> _Instructions to follow_
Any picture among the records should be left out, please; retype the rest exactly.

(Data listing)

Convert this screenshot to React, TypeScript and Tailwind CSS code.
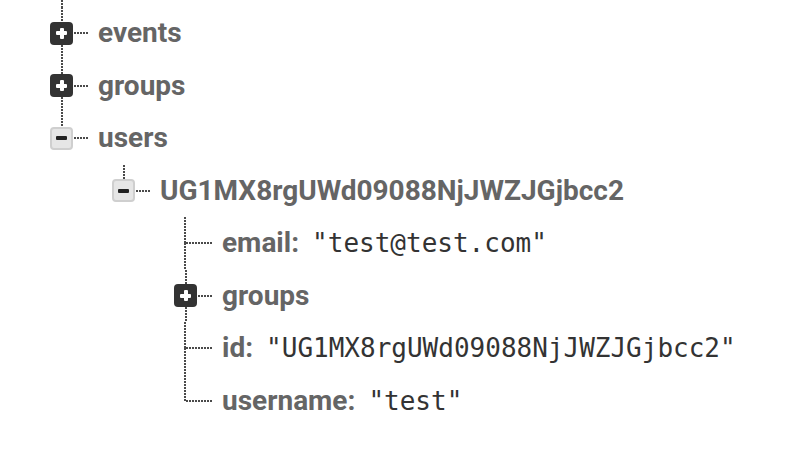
import React from "react";

// dotted connector lines of the tree
const vDots =
  "w-[2px] bg-[image:repeating-linear-gradient(to_bottom,#4a4a4a_0,#4a4a4a_2px,transparent_2px,transparent_3px)]";
const hDots =
  "h-[2px] bg-[image:repeating-linear-gradient(to_right,#4a4a4a_0,#4a4a4a_2px,transparent_2px,transparent_3px)]";

const keyFont = "font-['Roboto','Liberation_Sans',sans-serif] font-bold text-[28px] text-[#656565]";
const valFont = "font-['DejaVu_Sans_Mono','Liberation_Mono',monospace] text-[26px] text-[#333333]";

const PlusBox = () => (
  <div className="w-[23px] h-[23px] shrink-0 rounded-[4px] bg-[#333333] flex items-center justify-center relative">
    <div className="w-[11px] h-[4px] bg-white rounded-[1px]" />
    <div className="w-[4px] h-[11px] bg-white rounded-[1px] absolute" />
  </div>
);

const MinusBox = () => (
  <div className="w-[23px] h-[23px] shrink-0 rounded-[4px] bg-[#e6e6e6] border-2 border-[#cfcfcf] flex items-center justify-center">
    <div className="w-[11px] h-[4px] bg-[#222222] rounded-[1px]" />
  </div>
);

type BoxRowProps = {
  left: number;
  label: string;
  expanded?: boolean;
  lineBelow?: boolean;
};

const rowCls = "flex h-[52.5px] items-stretch";

const BoxRow: React.FC<BoxRowProps> = ({ left, label, expanded, lineBelow = true }) => (
  <div className={rowCls}>
    <div className="flex flex-col items-center w-[23px]" style={{ marginLeft: left }}>
      <div className={`flex-1 ${vDots}`} />
      {expanded ? <MinusBox /> : <PlusBox />}
      <div className={`flex-1 ${lineBelow ? vDots : "w-[2px]"}`} />
    </div>
    <div className={`self-center ml-[1px] w-[14px] ${hDots}`} />
    <div className={`self-center ml-[10px] leading-none ${keyFont}`}>{label}</div>
  </div>
);

const LeafRow: React.FC<{ label: string; value: string; last?: boolean }> = ({
  label,
  value,
  last,
}) => (
  <div className={rowCls}>
    <div className="flex flex-col ml-[184px]">
      <div className={`flex-1 ${vDots}`} />
      <div className={`flex-1 ${last ? "w-[2px]" : vDots}`} />
    </div>
    <div className={`self-center w-[27px] ${hDots}`} />
    <div className="self-center ml-[9px] flex items-baseline leading-none">
      <span className={keyFont}>{label}:</span>
      <span className={`ml-[13px] ${valFont}`}>"{value}"</span>
    </div>
  </div>
);

export default function App() {
  return (
    <div className="w-[800px] h-[455px] bg-white overflow-hidden">
      <div className="flex justify-center w-[23px] h-[7px] ml-[50px]">
        <div className={vDots} />
      </div>
      <BoxRow left={50} label="events" />
      <BoxRow left={50} label="groups" />
      <BoxRow left={50} label="users" expanded lineBelow={false} />
      <BoxRow left={112} label="UG1MX8rgUWd09088NjJWZJGjbcc2" expanded lineBelow={false} />
      <LeafRow label="email" value="test@test.com" />
      <BoxRow left={174} label="groups" />
      <LeafRow label="id" value="UG1MX8rgUWd09088NjJWZJGjbcc2" />
      <LeafRow label="username" value="test" last />
    </div>
  );
}
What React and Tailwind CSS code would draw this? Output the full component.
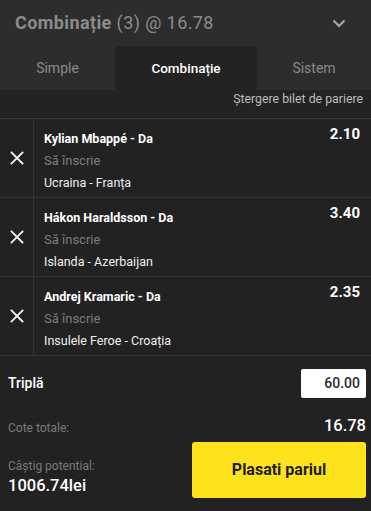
import React from "react";

const bets = [
  { name: "Kylian Mbappé - Da", market: "Să înscrie", match: "Ucraina - Franța", odd: "2.10" },
  { name: "Hákon Haraldsson - Da", market: "Să înscrie", match: "Islanda - Azerbaijan", odd: "3.40" },
  { name: "Andrej Kramaric - Da", market: "Să înscrie", match: "Insulele Feroe - Croația", odd: "2.35" },
];

function XIcon() {
  return (
    <svg width="14" height="14" viewBox="0 0 14 14" fill="none">
      <path d="M1.5 1.5L12.5 12.5M12.5 1.5L1.5 12.5" stroke="#f2f2f2" strokeWidth="1.8" strokeLinecap="square" />
    </svg>
  );
}

export default function App() {
  return (
    <div
      className="w-[371px] h-[511px] bg-[#222222] overflow-hidden"
      style={{ fontFamily: "Roboto, 'Noto Sans', sans-serif" }}
    >
      <div className="h-[46px] bg-[#2d2d2d] flex items-center justify-between pl-[15px] pr-[25px]">
        <div className="text-[18px] tracking-[0.4px] text-[#8c8c8c] leading-[22px]">
          <span className="font-bold">Combinație</span> (3) @ 16.78
        </div>
        <svg width="14" height="9" viewBox="0 0 14 9" fill="none">
          <path d="M1.5 1.5L7 7L12.5 1.5" stroke="#a9a9a9" strokeWidth="2" />
        </svg>
      </div>
      <div className="h-[44px] flex bg-[#2d2d2d] text-[14px]">
        <div className="w-[115px] flex items-center justify-center text-[#8a8a8a]">Simple</div>
        <div className="w-[142px] flex items-center justify-center bg-[#232323] text-white font-medium text-[13.5px]">Combinație</div>
        <div className="flex-1 flex items-center justify-center text-[#8a8a8a]">Sistem</div>
      </div>
      <div className="h-[29px] bg-[#232323] border-b border-[#363636] text-right pr-[8px] pt-px text-[12.3px] leading-[16px] text-[#bdbdbd]">
        Ștergere bilet de pariere
      </div>
      {bets.map((b) => (
        <div key={b.name} className="h-[79px] flex border-b border-[#343434]">
          <div className="w-[34px] border-r border-[#343434] flex items-center justify-center">
            <XIcon />
          </div>
          <div className="flex-1 flex justify-between pl-[10px] pr-[11px] pt-[9px]">
            <div className="flex flex-col leading-[22px]">
              <div className="text-[12.5px] font-bold text-white">{b.name}</div>
              <div className="text-[13px] text-[#7e7e7e]">{b.market}</div>
              <div className="text-[12.5px] text-[#f0f0f0]">{b.match}</div>
            </div>
            <div className="-mt-[4px] text-[15px] leading-[20px] font-bold text-white">{b.odd}</div>
          </div>
        </div>
      ))}
      <div className="pl-[8px] pr-[5px]">
        <div className="mt-[13px] h-[29px] flex items-center justify-between">
          <div className="text-[14px] font-medium text-white">Triplă</div>
          <div className="w-[65px] h-[29px] bg-white rounded-[2px] flex items-center justify-end pr-[6px] text-[14px] font-medium text-[#2a2a2a]">
            60.00
          </div>
        </div>
        <div className="mt-[20px] h-[20px] flex items-center justify-between">
          <div className="text-[12px] text-[#7b7b7b]">Cote totale:</div>
          <div className="text-[16.5px] font-medium text-white -mt-[3px]">16.78</div>
        </div>
        <div className="mt-[4px] flex justify-between">
          <div className="flex flex-col pt-[14px] leading-[20px]">
            <div className="text-[12px] text-[#7b7b7b]">Câștig potential:</div>
            <div className="text-[16.5px] font-medium text-white">1006.74lei</div>
          </div>
          <div className="w-[174px] h-[56px] bg-[#fde21c] rounded-[3px] flex items-center justify-center text-[16px] font-bold text-[#1c1c1c]">
            Plasati pariul
          </div>
        </div>
      </div>
    </div>
  );
}
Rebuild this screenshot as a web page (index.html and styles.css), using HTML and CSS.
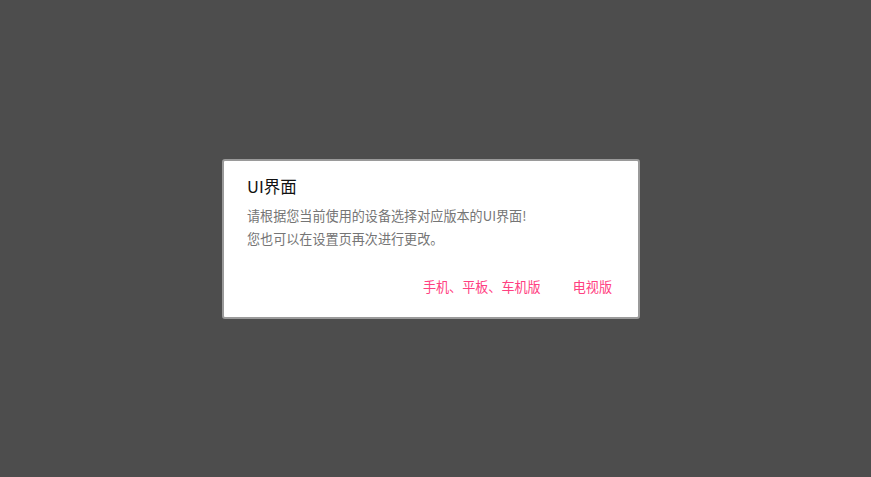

> _Correct response_
Convert this screenshot to React, TypeScript and Tailwind CSS code.
import React from "react";

// dotted connector lines of the tree
const vDots =
  "w-[2px] bg-[image:repeating-linear-gradient(to_bottom,#4a4a4a_0,#4a4a4a_2px,transparent_2px,transparent_3px)]";
const hDots =
  "h-[2px] bg-[image:repeating-linear-gradient(to_right,#4a4a4a_0,#4a4a4a_2px,transparent_2px,transparent_3px)]";

const keyFont = "font-['Roboto','Liberation_Sans',sans-serif] font-bold text-[28px] text-[#656565]";
const valFont = "font-['DejaVu_Sans_Mono','Liberation_Mono',monospace] text-[26px] text-[#333333]";

const PlusBox = () => (
  <div className="w-[23px] h-[23px] shrink-0 rounded-[4px] bg-[#333333] flex items-center justify-center relative">
    <div className="w-[11px] h-[4px] bg-white rounded-[1px]" />
    <div className="w-[4px] h-[11px] bg-white rounded-[1px] absolute" />
  </div>
);

const MinusBox = () => (
  <div className="w-[23px] h-[23px] shrink-0 rounded-[4px] bg-[#e6e6e6] border-2 border-[#cfcfcf] flex items-center justify-center">
    <div className="w-[11px] h-[4px] bg-[#222222] rounded-[1px]" />
  </div>
);

type BoxRowProps = {
  left: number;
  label: string;
  expanded?: boolean;
  lineBelow?: boolean;
};

const rowCls = "flex h-[52.5px] items-stretch";

const BoxRow: React.FC<BoxRowProps> = ({ left, label, expanded, lineBelow = true }) => (
  <div className={rowCls}>
    <div className="flex flex-col items-center w-[23px]" style={{ marginLeft: left }}>
      <div className={`flex-1 ${vDots}`} />
      {expanded ? <MinusBox /> : <PlusBox />}
      <div className={`flex-1 ${lineBelow ? vDots : "w-[2px]"}`} />
    </div>
    <div className={`self-center ml-[1px] w-[14px] ${hDots}`} />
    <div className={`self-center ml-[10px] leading-none ${keyFont}`}>{label}</div>
  </div>
);

const LeafRow: React.FC<{ label: string; value: string; last?: boolean }> = ({
  label,
  value,
  last,
}) => (
  <div className={rowCls}>
    <div className="flex flex-col ml-[184px]">
      <div className={`flex-1 ${vDots}`} />
      <div className={`flex-1 ${last ? "w-[2px]" : vDots}`} />
    </div>
    <div className={`self-center w-[27px] ${hDots}`} />
    <div className="self-center ml-[9px] flex items-baseline leading-none">
      <span className={keyFont}>{label}:</span>
      <span className={`ml-[13px] ${valFont}`}>"{value}"</span>
    </div>
  </div>
);

export default function App() {
  return (
    <div className="w-[800px] h-[455px] bg-white overflow-hidden">
      <div className="flex justify-center w-[23px] h-[7px] ml-[50px]">
        <div className={vDots} />
      </div>
      <BoxRow left={50} label="events" />
      <BoxRow left={50} label="groups" />
      <BoxRow left={50} label="users" expanded lineBelow={false} />
      <BoxRow left={112} label="UG1MX8rgUWd09088NjJWZJGjbcc2" expanded lineBelow={false} />
      <LeafRow label="email" value="test@test.com" />
      <BoxRow left={174} label="groups" />
      <LeafRow label="id" value="UG1MX8rgUWd09088NjJWZJGjbcc2" />
      <LeafRow label="username" value="test" last />
    </div>
  );
}
What React and Tailwind CSS code would draw this? Output the full component.
import React from "react";

const bets = [
  { name: "Kylian Mbappé - Da", market: "Să înscrie", match: "Ucraina - Franța", odd: "2.10" },
  { name: "Hákon Haraldsson - Da", market: "Să înscrie", match: "Islanda - Azerbaijan", odd: "3.40" },
  { name: "Andrej Kramaric - Da", market: "Să înscrie", match: "Insulele Feroe - Croația", odd: "2.35" },
];

function XIcon() {
  return (
    <svg width="14" height="14" viewBox="0 0 14 14" fill="none">
      <path d="M1.5 1.5L12.5 12.5M12.5 1.5L1.5 12.5" stroke="#f2f2f2" strokeWidth="1.8" strokeLinecap="square" />
    </svg>
  );
}

export default function App() {
  return (
    <div
      className="w-[371px] h-[511px] bg-[#222222] overflow-hidden"
      style={{ fontFamily: "Roboto, 'Noto Sans', sans-serif" }}
    >
      <div className="h-[46px] bg-[#2d2d2d] flex items-center justify-between pl-[15px] pr-[25px]">
        <div className="text-[18px] tracking-[0.4px] text-[#8c8c8c] leading-[22px]">
          <span className="font-bold">Combinație</span> (3) @ 16.78
        </div>
        <svg width="14" height="9" viewBox="0 0 14 9" fill="none">
          <path d="M1.5 1.5L7 7L12.5 1.5" stroke="#a9a9a9" strokeWidth="2" />
        </svg>
      </div>
      <div className="h-[44px] flex bg-[#2d2d2d] text-[14px]">
        <div className="w-[115px] flex items-center justify-center text-[#8a8a8a]">Simple</div>
        <div className="w-[142px] flex items-center justify-center bg-[#232323] text-white font-medium text-[13.5px]">Combinație</div>
        <div className="flex-1 flex items-center justify-center text-[#8a8a8a]">Sistem</div>
      </div>
      <div className="h-[29px] bg-[#232323] border-b border-[#363636] text-right pr-[8px] pt-px text-[12.3px] leading-[16px] text-[#bdbdbd]">
        Ștergere bilet de pariere
      </div>
      {bets.map((b) => (
        <div key={b.name} className="h-[79px] flex border-b border-[#343434]">
          <div className="w-[34px] border-r border-[#343434] flex items-center justify-center">
            <XIcon />
          </div>
          <div className="flex-1 flex justify-between pl-[10px] pr-[11px] pt-[9px]">
            <div className="flex flex-col leading-[22px]">
              <div className="text-[12.5px] font-bold text-white">{b.name}</div>
              <div className="text-[13px] text-[#7e7e7e]">{b.market}</div>
              <div className="text-[12.5px] text-[#f0f0f0]">{b.match}</div>
            </div>
            <div className="-mt-[4px] text-[15px] leading-[20px] font-bold text-white">{b.odd}</div>
          </div>
        </div>
      ))}
      <div className="pl-[8px] pr-[5px]">
        <div className="mt-[13px] h-[29px] flex items-center justify-between">
          <div className="text-[14px] font-medium text-white">Triplă</div>
          <div className="w-[65px] h-[29px] bg-white rounded-[2px] flex items-center justify-end pr-[6px] text-[14px] font-medium text-[#2a2a2a]">
            60.00
          </div>
        </div>
        <div className="mt-[20px] h-[20px] flex items-center justify-between">
          <div className="text-[12px] text-[#7b7b7b]">Cote totale:</div>
          <div className="text-[16.5px] font-medium text-white -mt-[3px]">16.78</div>
        </div>
        <div className="mt-[4px] flex justify-between">
          <div className="flex flex-col pt-[14px] leading-[20px]">
            <div className="text-[12px] text-[#7b7b7b]">Câștig potential:</div>
            <div className="text-[16.5px] font-medium text-white">1006.74lei</div>
          </div>
          <div className="w-[174px] h-[56px] bg-[#fde21c] rounded-[3px] flex items-center justify-center text-[16px] font-bold text-[#1c1c1c]">
            Plasati pariul
          </div>
        </div>
      </div>
    </div>
  );
}
Rebuild this screenshot as a web page (index.html and styles.css), using HTML and CSS.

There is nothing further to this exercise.